> [Written problem]: Give back the full listing verbatim, apart from its images.
-- Start Material provided --
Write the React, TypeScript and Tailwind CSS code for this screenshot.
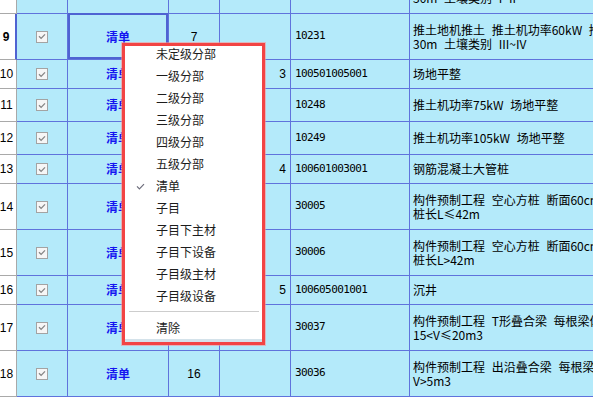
import type { ReactNode } from 'react'

interface Row {
  no: number
  h: number
  qty?: string
  lvl?: string
  code: string
  desc: string[]
}

const ROWS: Row[] = [
  { no: 9, h: 46, qty: '7', code: '10231', desc: ['推土地机推土 推土机功率60kW 推土距离', '30m 土壤类别 III~IV'] },
  { no: 10, h: 29, lvl: '3', code: '100501005001', desc: ['场地平整'] },
  { no: 11, h: 33, code: '10248', desc: ['推土机功率75kW 场地平整'] },
  { no: 12, h: 33, code: '10249', desc: ['推土机功率105kW 场地平整'] },
  { no: 13, h: 29, lvl: '4', code: '100601003001', desc: ['钢筋混凝土大管桩'] },
  { no: 14, h: 46, code: '30005', desc: ['构件预制工程 空心方桩 断面60cm以内', '桩长L≤42m'] },
  { no: 15, h: 46, code: '30006', desc: ['构件预制工程 空心方桩 断面60cm以内', '桩长L>42m'] },
  { no: 16, h: 29, lvl: '5', code: '100605001001', desc: ['沉井'] },
  { no: 17, h: 46, code: '30037', desc: ['构件预制工程 T形叠合梁 每根梁体积', '15<V≤20m3'] },
  { no: 18, h: 46, qty: '16', code: '30036', desc: ['构件预制工程 出沿叠合梁 每根梁体积', 'V>5m3'] },
]

const MENU_ITEMS = [
  '未定级分部',
  '一级分部',
  '二级分部',
  '三级分部',
  '四级分部',
  '五级分部',
  '清单',
  '子目',
  '子目下主材',
  '子目下设备',
  '子目级主材',
  '子目级设备',
]

const CJK = "font-['Noto_Sans_CJK_SC','Noto_Sans',sans-serif]"
const GRID = 'border-[#5f73dc]'

function Check() {
  return (
    <span className="w-[12px] h-[12px] border border-[#a3a3a3] bg-[#f6f6f6] flex items-center justify-center">
      <svg width="8" height="7" viewBox="0 0 8 7">
        <path d="M1 3.3 L3.1 5.4 L7 1.4" stroke="#858585" strokeWidth="1.3" fill="none" />
      </svg>
    </span>
  )
}

function Cell({ w, children, className = '' }: { w: string; children?: ReactNode; className?: string }) {
  return (
    <div className={`${w} shrink-0 h-full border-r border-b ${GRID} flex items-center ${className}`}>
      {children}
    </div>
  )
}

function TableRow({ row, selected }: { row: Row; selected?: boolean }) {
  return (
    <div className="flex" style={{ height: row.h }}>
      <div
        className={`w-[17px] shrink-0 h-full bg-white border-b border-r border-[#a9a9a9] flex items-center justify-center pr-[3px] text-[12px] text-black font-['Liberation_Sans',sans-serif] ${
          selected ? 'font-bold border-r-2 border-r-[#4f63d2]' : ''
        }`}
      >
        {row.no}
      </div>
      <Cell w="w-[51px]" className="justify-center">
        <Check />
      </Cell>
      <Cell w="w-[101px]" className="justify-center relative">
        <span className={`${CJK} text-[12px] font-bold text-[#1414f0]`}>清单</span>
        {selected && <div className="absolute -top-px left-0 right-0 bottom-0 border-2 border-[#4f63d2]" />}
      </Cell>
      <Cell w="w-[51px]" className="justify-center text-[12px] text-black font-['Liberation_Sans',sans-serif]">
        {row.qty}
      </Cell>
      <Cell w="w-[71px]" className="justify-end pr-[4px] text-[12px] text-black font-['Liberation_Sans',sans-serif]">
        {row.lvl}
      </Cell>
      <Cell w="w-[119px]" className="pl-[4px] text-[11px] tracking-[-0.6px] text-black font-['DejaVu_Sans_Mono',monospace]">
        {row.code}
      </Cell>
      <div className={`flex-1 min-w-0 h-full border-b ${GRID} flex flex-col justify-center pl-[3px] overflow-hidden`}>
        {row.desc.map((line) => (
          <div
            key={line}
            className={`${CJK} text-[12px] leading-[14px] text-black whitespace-nowrap [word-spacing:4px]`}
          >
            {line}
          </div>
        ))}
      </div>
    </div>
  )
}

function ContextMenu() {
  return (
    <div className="absolute left-[122px] top-[43px] w-[143px] border-[3px] border-[#f24444] bg-white shadow-[0_0_0_1px_rgba(255,140,140,0.55)]">
      <div className="-mt-[3px]">
        {MENU_ITEMS.map((label) => (
          <div key={label} className="h-[22px] flex items-center">
            <span className="w-[31px] shrink-0 pl-[11px] flex items-center">
              {label === '清单' && (
                <svg width="9" height="7" viewBox="0 0 9 7">
                  <path d="M1 3.4 L3.4 5.8 L8 1.2" stroke="#6e6e7c" strokeWidth="1.2" fill="none" />
                </svg>
              )}
            </span>
            <span className={`${CJK} text-[12px] text-[#1c1c1c]`}>{label}</span>
          </div>
        ))}
      </div>
      <div className="mt-[4px] ml-[4px] mr-[3px] h-px bg-[#cdcdcd]" />
      <div className="mt-[5px] h-[22px] flex items-center pl-[31px]">
        <span className={`${CJK} text-[12px] text-[#1c1c1c]`}>清除</span>
      </div>
      <div className="h-[3px] bg-[#d4e2ea]" />
    </div>
  )
}

export default function App() {
  const prev: Row = { no: 8, h: 46, qty: '6', code: '10230', desc: ['推土地机推土 推土机功率60kW 推土距离', '30m 土壤类别 I~II'] }

  return (
    <div className="relative w-[593px] h-[397px] overflow-hidden bg-[#b4eafa]">
      <div className="h-[14px] overflow-hidden">
        <div className="-mt-[32px]">
          <TableRow row={prev} />
        </div>
      </div>
      {ROWS.map((row) => (
        <TableRow key={row.no} row={row} selected={row.no === 9} />
      ))}
      <ContextMenu />
    </div>
  )
}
-- End Material provided --
> [Final answer]:
Write the React, TypeScript and Tailwind CSS code for this screenshot.
import type { ReactNode } from 'react'

interface Row {
  no: number
  h: number
  qty?: string
  lvl?: string
  code: string
  desc: string[]
}

const ROWS: Row[] = [
  { no: 9, h: 46, qty: '7', code: '10231', desc: ['推土地机推土 推土机功率60kW 推土距离', '30m 土壤类别 III~IV'] },
  { no: 10, h: 29, lvl: '3', code: '100501005001', desc: ['场地平整'] },
  { no: 11, h: 33, code: '10248', desc: ['推土机功率75kW 场地平整'] },
  { no: 12, h: 33, code: '10249', desc: ['推土机功率105kW 场地平整'] },
  { no: 13, h: 29, lvl: '4', code: '100601003001', desc: ['钢筋混凝土大管桩'] },
  { no: 14, h: 46, code: '30005', desc: ['构件预制工程 空心方桩 断面60cm以内', '桩长L≤42m'] },
  { no: 15, h: 46, code: '30006', desc: ['构件预制工程 空心方桩 断面60cm以内', '桩长L>42m'] },
  { no: 16, h: 29, lvl: '5', code: '100605001001', desc: ['沉井'] },
  { no: 17, h: 46, code: '30037', desc: ['构件预制工程 T形叠合梁 每根梁体积', '15<V≤20m3'] },
  { no: 18, h: 46, qty: '16', code: '30036', desc: ['构件预制工程 出沿叠合梁 每根梁体积', 'V>5m3'] },
]

const MENU_ITEMS = [
  '未定级分部',
  '一级分部',
  '二级分部',
  '三级分部',
  '四级分部',
  '五级分部',
  '清单',
  '子目',
  '子目下主材',
  '子目下设备',
  '子目级主材',
  '子目级设备',
]

const CJK = "font-['Noto_Sans_CJK_SC','Noto_Sans',sans-serif]"
const GRID = 'border-[#5f73dc]'

function Check() {
  return (
    <span className="w-[12px] h-[12px] border border-[#a3a3a3] bg-[#f6f6f6] flex items-center justify-center">
      <svg width="8" height="7" viewBox="0 0 8 7">
        <path d="M1 3.3 L3.1 5.4 L7 1.4" stroke="#858585" strokeWidth="1.3" fill="none" />
      </svg>
    </span>
  )
}

function Cell({ w, children, className = '' }: { w: string; children?: ReactNode; className?: string }) {
  return (
    <div className={`${w} shrink-0 h-full border-r border-b ${GRID} flex items-center ${className}`}>
      {children}
    </div>
  )
}

function TableRow({ row, selected }: { row: Row; selected?: boolean }) {
  return (
    <div className="flex" style={{ height: row.h }}>
      <div
        className={`w-[17px] shrink-0 h-full bg-white border-b border-r border-[#a9a9a9] flex items-center justify-center pr-[3px] text-[12px] text-black font-['Liberation_Sans',sans-serif] ${
          selected ? 'font-bold border-r-2 border-r-[#4f63d2]' : ''
        }`}
      >
        {row.no}
      </div>
      <Cell w="w-[51px]" className="justify-center">
        <Check />
      </Cell>
      <Cell w="w-[101px]" className="justify-center relative">
        <span className={`${CJK} text-[12px] font-bold text-[#1414f0]`}>清单</span>
        {selected && <div className="absolute -top-px left-0 right-0 bottom-0 border-2 border-[#4f63d2]" />}
      </Cell>
      <Cell w="w-[51px]" className="justify-center text-[12px] text-black font-['Liberation_Sans',sans-serif]">
        {row.qty}
      </Cell>
      <Cell w="w-[71px]" className="justify-end pr-[4px] text-[12px] text-black font-['Liberation_Sans',sans-serif]">
        {row.lvl}
      </Cell>
      <Cell w="w-[119px]" className="pl-[4px] text-[11px] tracking-[-0.6px] text-black font-['DejaVu_Sans_Mono',monospace]">
        {row.code}
      </Cell>
      <div className={`flex-1 min-w-0 h-full border-b ${GRID} flex flex-col justify-center pl-[3px] overflow-hidden`}>
        {row.desc.map((line) => (
          <div
            key={line}
            className={`${CJK} text-[12px] leading-[14px] text-black whitespace-nowrap [word-spacing:4px]`}
          >
            {line}
          </div>
        ))}
      </div>
    </div>
  )
}

function ContextMenu() {
  return (
    <div className="absolute left-[122px] top-[43px] w-[143px] border-[3px] border-[#f24444] bg-white shadow-[0_0_0_1px_rgba(255,140,140,0.55)]">
      <div className="-mt-[3px]">
        {MENU_ITEMS.map((label) => (
          <div key={label} className="h-[22px] flex items-center">
            <span className="w-[31px] shrink-0 pl-[11px] flex items-center">
              {label === '清单' && (
                <svg width="9" height="7" viewBox="0 0 9 7">
                  <path d="M1 3.4 L3.4 5.8 L8 1.2" stroke="#6e6e7c" strokeWidth="1.2" fill="none" />
                </svg>
              )}
            </span>
            <span className={`${CJK} text-[12px] text-[#1c1c1c]`}>{label}</span>
          </div>
        ))}
      </div>
      <div className="mt-[4px] ml-[4px] mr-[3px] h-px bg-[#cdcdcd]" />
      <div className="mt-[5px] h-[22px] flex items-center pl-[31px]">
        <span className={`${CJK} text-[12px] text-[#1c1c1c]`}>清除</span>
      </div>
      <div className="h-[3px] bg-[#d4e2ea]" />
    </div>
  )
}

export default function App() {
  const prev: Row = { no: 8, h: 46, qty: '6', code: '10230', desc: ['推土地机推土 推土机功率60kW 推土距离', '30m 土壤类别 I~II'] }

  return (
    <div className="relative w-[593px] h-[397px] overflow-hidden bg-[#b4eafa]">
      <div className="h-[14px] overflow-hidden">
        <div className="-mt-[32px]">
          <TableRow row={prev} />
        </div>
      </div>
      {ROWS.map((row) => (
        <TableRow key={row.no} row={row} selected={row.no === 9} />
      ))}
      <ContextMenu />
    </div>
  )
}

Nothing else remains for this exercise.